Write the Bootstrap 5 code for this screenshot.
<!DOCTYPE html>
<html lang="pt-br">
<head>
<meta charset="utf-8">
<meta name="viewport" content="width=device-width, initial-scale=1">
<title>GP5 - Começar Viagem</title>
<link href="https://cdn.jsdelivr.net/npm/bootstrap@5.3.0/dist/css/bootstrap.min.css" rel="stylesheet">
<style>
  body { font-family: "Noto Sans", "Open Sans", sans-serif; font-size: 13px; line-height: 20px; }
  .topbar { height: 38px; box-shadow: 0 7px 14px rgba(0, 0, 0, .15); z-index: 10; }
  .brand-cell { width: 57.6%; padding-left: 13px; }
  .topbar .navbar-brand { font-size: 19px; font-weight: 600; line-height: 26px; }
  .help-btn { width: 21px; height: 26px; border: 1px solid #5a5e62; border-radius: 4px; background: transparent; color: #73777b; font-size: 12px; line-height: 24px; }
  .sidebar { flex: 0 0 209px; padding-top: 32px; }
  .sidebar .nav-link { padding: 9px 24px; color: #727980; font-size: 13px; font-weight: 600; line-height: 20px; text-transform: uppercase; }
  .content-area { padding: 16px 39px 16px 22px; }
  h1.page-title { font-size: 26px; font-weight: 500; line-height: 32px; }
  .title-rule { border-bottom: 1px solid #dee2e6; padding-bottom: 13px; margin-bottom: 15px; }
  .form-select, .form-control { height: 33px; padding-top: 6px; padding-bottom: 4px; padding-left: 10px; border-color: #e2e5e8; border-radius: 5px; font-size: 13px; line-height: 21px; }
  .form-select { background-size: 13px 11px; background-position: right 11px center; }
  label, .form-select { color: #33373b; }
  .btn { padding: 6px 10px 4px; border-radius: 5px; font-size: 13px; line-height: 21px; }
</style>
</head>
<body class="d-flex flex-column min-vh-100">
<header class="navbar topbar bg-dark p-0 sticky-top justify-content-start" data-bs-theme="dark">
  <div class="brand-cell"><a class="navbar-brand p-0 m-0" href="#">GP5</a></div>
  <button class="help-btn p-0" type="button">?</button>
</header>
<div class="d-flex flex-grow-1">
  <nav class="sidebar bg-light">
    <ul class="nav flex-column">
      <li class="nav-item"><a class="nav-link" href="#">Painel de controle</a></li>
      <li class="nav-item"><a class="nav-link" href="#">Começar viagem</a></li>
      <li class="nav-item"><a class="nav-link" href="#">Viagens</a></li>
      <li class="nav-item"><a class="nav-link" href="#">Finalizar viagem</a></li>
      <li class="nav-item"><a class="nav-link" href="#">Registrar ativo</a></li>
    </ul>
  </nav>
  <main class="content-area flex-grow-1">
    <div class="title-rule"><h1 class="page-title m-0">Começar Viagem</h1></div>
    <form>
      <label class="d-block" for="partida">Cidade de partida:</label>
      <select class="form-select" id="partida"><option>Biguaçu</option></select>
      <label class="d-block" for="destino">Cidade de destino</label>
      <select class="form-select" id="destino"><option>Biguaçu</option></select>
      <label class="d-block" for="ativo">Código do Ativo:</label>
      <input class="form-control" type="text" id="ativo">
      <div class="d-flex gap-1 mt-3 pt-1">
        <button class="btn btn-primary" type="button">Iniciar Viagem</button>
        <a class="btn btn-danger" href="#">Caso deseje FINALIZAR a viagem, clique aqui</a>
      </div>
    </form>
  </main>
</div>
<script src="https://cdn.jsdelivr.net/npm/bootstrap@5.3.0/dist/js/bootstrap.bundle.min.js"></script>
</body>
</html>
○ ○ ○ ○
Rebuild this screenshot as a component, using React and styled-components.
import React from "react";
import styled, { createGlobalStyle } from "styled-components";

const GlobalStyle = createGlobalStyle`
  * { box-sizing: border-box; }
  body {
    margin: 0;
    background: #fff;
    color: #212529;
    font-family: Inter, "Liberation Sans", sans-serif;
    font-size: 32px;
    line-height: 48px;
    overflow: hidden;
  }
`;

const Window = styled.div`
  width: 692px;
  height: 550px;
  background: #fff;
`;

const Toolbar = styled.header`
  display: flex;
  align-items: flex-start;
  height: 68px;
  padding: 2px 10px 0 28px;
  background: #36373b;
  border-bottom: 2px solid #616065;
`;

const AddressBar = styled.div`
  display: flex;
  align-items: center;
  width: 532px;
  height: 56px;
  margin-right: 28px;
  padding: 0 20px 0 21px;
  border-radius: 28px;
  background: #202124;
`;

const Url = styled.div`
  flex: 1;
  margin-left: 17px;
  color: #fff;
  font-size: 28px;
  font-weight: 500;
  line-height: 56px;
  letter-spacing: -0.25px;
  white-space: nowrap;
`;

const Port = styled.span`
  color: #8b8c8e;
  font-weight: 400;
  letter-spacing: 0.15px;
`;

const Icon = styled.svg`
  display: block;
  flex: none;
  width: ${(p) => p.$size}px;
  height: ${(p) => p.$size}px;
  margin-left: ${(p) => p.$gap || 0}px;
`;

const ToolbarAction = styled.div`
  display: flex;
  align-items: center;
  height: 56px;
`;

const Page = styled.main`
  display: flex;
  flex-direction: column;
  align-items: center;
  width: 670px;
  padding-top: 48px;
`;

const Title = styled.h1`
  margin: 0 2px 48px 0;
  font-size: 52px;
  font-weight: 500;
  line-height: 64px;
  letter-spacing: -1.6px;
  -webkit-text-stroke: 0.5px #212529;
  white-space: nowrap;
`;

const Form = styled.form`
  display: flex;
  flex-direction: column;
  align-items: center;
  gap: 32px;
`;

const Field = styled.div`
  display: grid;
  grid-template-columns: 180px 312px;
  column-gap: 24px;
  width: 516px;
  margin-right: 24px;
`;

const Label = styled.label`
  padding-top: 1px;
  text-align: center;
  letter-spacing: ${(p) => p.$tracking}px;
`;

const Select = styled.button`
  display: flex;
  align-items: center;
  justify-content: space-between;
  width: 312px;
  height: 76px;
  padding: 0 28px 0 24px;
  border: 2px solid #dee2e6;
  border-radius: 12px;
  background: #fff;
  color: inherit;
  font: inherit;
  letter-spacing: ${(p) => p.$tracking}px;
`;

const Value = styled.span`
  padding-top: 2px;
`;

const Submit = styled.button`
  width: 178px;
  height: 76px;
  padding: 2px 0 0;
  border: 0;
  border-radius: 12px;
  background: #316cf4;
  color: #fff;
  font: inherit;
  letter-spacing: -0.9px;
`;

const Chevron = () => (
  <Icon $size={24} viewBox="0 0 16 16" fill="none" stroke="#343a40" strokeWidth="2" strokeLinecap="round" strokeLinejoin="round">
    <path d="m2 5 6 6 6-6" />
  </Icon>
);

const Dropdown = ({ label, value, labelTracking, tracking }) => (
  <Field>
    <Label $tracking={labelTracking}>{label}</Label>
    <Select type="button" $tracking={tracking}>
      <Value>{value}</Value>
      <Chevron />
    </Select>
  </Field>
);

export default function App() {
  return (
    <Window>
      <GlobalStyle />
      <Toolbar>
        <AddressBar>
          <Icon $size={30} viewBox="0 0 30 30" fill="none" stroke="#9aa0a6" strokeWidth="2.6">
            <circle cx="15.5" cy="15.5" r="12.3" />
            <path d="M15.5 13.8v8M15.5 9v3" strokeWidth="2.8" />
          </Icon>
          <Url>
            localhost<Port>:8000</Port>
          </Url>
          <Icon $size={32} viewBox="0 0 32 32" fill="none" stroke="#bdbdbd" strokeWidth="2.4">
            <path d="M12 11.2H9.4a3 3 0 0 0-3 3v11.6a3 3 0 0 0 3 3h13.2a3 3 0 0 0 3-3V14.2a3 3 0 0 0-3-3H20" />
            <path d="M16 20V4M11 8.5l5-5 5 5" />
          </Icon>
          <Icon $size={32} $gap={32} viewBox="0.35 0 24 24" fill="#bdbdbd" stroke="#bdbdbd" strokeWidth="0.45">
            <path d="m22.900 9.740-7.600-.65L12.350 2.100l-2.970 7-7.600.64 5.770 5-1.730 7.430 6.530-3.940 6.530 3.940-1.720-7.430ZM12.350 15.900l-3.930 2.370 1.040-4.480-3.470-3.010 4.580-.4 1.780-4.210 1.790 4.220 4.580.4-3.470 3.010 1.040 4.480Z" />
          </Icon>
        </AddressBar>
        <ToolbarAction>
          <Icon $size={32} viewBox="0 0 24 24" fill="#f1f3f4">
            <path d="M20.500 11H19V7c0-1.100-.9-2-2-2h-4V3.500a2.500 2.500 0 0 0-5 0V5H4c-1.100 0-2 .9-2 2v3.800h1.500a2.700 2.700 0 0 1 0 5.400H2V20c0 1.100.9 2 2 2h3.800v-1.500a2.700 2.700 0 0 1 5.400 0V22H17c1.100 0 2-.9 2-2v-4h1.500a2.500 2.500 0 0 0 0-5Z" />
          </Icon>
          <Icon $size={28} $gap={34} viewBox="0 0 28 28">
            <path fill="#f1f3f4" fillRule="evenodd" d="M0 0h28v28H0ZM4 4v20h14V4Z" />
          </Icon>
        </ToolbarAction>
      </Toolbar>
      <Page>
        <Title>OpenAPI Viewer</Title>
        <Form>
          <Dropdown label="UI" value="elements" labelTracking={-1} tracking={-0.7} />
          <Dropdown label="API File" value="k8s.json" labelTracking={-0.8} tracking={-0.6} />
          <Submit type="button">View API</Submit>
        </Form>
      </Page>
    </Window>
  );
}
○ ○ ○ ○
Find each line with the string "screenshot" and copy it out.

# Solution to the problem
Write the Bootstrap 5 code for this screenshot.
Rebuild this screenshot as a component, using React and styled-components.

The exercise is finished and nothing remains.